24 Tips for Homeschooling an Autistic Student, From an Autistic Teacher
You watch your kid trying to do homeschool online, but they can’t focus, stay on a call with the teacher, or get work done. You’re frustrated and want to help, but you’ve tried what the experts suggested, and it’s not doing much.
The following tips have been amassed from the repeated comments of many autistic people I’ve encountered, as well as my own experiences as an autistic woman and high school teacher. We’ve struggled with the same things your kid is going through, and have learned what works for us. That said, everyone on the spectrum has different strengths and challenges, so not all of these will help; try some and see what works for your student.
Calm the nervous system
Learning takes quite a bit of cognitive energy, and that doesn’t go well with being wound up, shut off, anxious, or upset. When you’re on edge, you don’t get your best work done, either. Quite a bit of bouncy, frenzied, or unresponsive behavior comes from a disorganized nervous system. Reorganizing it involves making sure each of the senses have enough input without getting overloaded.
1. Identify which senses need extra stimulation (if your student is wiggly, they might need more proprioception — the body’s awareness of where it is in space), and which senses need less (do sounds hurt?). Then look for different ways to stimulate or reduce the senses that need it. For example:
2. Let your student stim, jump around, climb, swing, spin, roll, rock, brush their skin with something scratchy or soft, flap their hands, or whatever else helps their body feel good. These things may look odd, but can be incredibly calming and organizing to an overloaded nervous system.
3. Try a weighted lap blanket, weighted vest, or simply holding anything heavy, like a pile of textbooks. The added muscle resistance can be relaxing.
4. Add aromatherapy essential oils to the study room. Different scents can calm, invigorate, or help focus. Let your student help choose ones that work for him. If he doesn’t like the scent, it doesn’t matter what it is “supposed to” do, it won’t help.

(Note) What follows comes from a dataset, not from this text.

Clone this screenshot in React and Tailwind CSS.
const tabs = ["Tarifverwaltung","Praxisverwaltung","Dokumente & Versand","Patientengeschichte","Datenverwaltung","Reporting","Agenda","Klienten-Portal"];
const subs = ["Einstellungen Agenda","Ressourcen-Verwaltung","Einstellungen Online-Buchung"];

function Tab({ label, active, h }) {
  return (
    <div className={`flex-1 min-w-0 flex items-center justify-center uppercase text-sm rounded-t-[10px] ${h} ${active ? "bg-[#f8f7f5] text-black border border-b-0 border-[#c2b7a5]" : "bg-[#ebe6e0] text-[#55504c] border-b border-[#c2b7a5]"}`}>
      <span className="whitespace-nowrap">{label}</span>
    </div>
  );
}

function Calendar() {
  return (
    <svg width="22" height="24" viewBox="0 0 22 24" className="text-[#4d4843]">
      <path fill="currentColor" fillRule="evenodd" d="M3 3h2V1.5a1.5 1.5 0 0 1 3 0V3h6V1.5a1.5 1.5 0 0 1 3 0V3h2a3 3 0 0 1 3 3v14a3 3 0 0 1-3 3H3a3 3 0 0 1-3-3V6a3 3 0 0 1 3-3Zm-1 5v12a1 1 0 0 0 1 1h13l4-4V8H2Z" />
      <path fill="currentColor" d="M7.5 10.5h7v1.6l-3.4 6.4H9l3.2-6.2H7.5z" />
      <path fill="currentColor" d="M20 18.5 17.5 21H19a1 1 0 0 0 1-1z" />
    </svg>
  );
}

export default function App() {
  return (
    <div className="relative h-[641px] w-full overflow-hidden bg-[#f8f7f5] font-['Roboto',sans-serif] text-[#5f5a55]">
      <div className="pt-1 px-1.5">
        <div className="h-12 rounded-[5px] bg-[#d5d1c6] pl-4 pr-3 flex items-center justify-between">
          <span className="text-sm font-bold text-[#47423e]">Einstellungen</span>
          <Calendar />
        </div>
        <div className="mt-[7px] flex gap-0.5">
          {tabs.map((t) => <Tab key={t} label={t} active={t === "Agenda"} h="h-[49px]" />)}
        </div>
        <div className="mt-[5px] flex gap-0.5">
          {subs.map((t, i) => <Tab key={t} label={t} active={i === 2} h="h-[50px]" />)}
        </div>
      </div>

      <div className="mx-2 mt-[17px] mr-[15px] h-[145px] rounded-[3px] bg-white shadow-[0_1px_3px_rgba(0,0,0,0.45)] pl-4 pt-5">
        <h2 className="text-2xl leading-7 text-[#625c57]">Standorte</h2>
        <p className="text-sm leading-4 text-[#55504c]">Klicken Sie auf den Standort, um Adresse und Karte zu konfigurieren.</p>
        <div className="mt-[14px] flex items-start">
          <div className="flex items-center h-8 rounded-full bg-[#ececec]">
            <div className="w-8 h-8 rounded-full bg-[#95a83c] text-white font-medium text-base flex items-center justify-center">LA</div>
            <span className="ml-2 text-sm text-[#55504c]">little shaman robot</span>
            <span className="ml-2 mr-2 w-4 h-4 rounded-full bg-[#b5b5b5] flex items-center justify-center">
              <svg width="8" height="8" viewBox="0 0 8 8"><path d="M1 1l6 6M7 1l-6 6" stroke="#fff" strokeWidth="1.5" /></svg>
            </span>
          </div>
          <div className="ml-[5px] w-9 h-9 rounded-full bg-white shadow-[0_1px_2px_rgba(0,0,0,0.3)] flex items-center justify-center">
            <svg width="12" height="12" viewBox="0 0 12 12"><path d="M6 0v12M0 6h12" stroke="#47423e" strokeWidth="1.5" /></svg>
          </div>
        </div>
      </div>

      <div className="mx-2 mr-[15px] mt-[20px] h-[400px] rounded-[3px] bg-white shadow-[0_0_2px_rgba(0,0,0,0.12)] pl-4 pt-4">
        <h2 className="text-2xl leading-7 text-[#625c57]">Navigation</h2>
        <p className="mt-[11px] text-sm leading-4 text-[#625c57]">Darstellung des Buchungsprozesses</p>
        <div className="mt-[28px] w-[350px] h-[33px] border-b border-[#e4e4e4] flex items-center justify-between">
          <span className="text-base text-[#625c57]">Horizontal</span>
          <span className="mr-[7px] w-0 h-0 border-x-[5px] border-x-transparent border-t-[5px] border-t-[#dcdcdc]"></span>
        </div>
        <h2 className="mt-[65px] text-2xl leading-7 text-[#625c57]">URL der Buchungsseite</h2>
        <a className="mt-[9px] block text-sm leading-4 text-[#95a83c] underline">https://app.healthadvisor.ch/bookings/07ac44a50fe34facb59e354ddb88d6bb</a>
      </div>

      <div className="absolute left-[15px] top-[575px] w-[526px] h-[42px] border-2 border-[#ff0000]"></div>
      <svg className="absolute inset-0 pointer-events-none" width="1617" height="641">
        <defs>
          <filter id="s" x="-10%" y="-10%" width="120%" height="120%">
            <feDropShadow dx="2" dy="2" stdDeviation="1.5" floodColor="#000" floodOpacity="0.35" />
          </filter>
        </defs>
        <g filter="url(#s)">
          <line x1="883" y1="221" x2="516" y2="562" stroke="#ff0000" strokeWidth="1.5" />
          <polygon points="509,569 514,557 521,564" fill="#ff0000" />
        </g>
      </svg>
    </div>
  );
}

5. Background music can be helpful for some, but if your student is trying to study, read, or do anything that involves language, make sure the music does not have words — no singing. The brain has to work overtime to sort out two sources of language input at once, which can interfere with learning and drain energy and endurance faster. Try classical music, nature sounds, or ambient (think spa music).
6. Is your student a wiggler? Try sitting her on a wobble cushion or replace her chair with a yoga ball that she can bounce on while working. Either will activate core muscles and achieve the proprioceptive input the wiggling is trying to get.
7. Some people report headaches or irritability from fluorescent lights, so try replacing CFL bulbs with something else and see if that helps. Take advantage of any natural lighting you have, which is gentler on the nervous system than artificial lights.
Set up your environment for success
When too much is going on around you, it can be difficult to concentrate. However, how much is “too much” varies from person to person. For many autistic people, how much we can tolerate without side effects is much less than for neurotypicals. In fact, things that others consider white noise or minor distractions may be literally impossible to ignore.
Try to make the study area as calming and distraction-free as possible.
1. Let your student work in a room alone with the door closed.
2. Turn off the television or stereo in the next room if it can be overheard, or try wearing ear protectors to reduce sounds.
3. Dim or brighten lights to suit your student’s personal comfort level. This might be much dimmer than you are comfortable with, so resist turning on more lights.
4. The glare on glossy textbooks and screens make reading difficult and even cause headaches. Try putting a matte screen protector or colored film (translucent report covers or notebook dividers work well) over them to reduce eye strain and increase endurance.
Make taking breaks OK
After only about 20 minutes of sitting, blood starts to drain from the brain and pool in the butt. Getting up and moving frequently, even for a few minutes, keeps us all thinking more clearly and feeling good.
1. If your student feels the need to get up and move, walk away from the computer, jump around, or get a snack, please let them. It may appear like they’re not focusing, but short breaks can help them stick with it long enough to finish.
2. Optometrists recommend looking up from the computer or book for 20 seconds to a minute, several times an hour, and focusing on something more than 20 feet away (which is usually outside) to reduce eye strain and associated headaches.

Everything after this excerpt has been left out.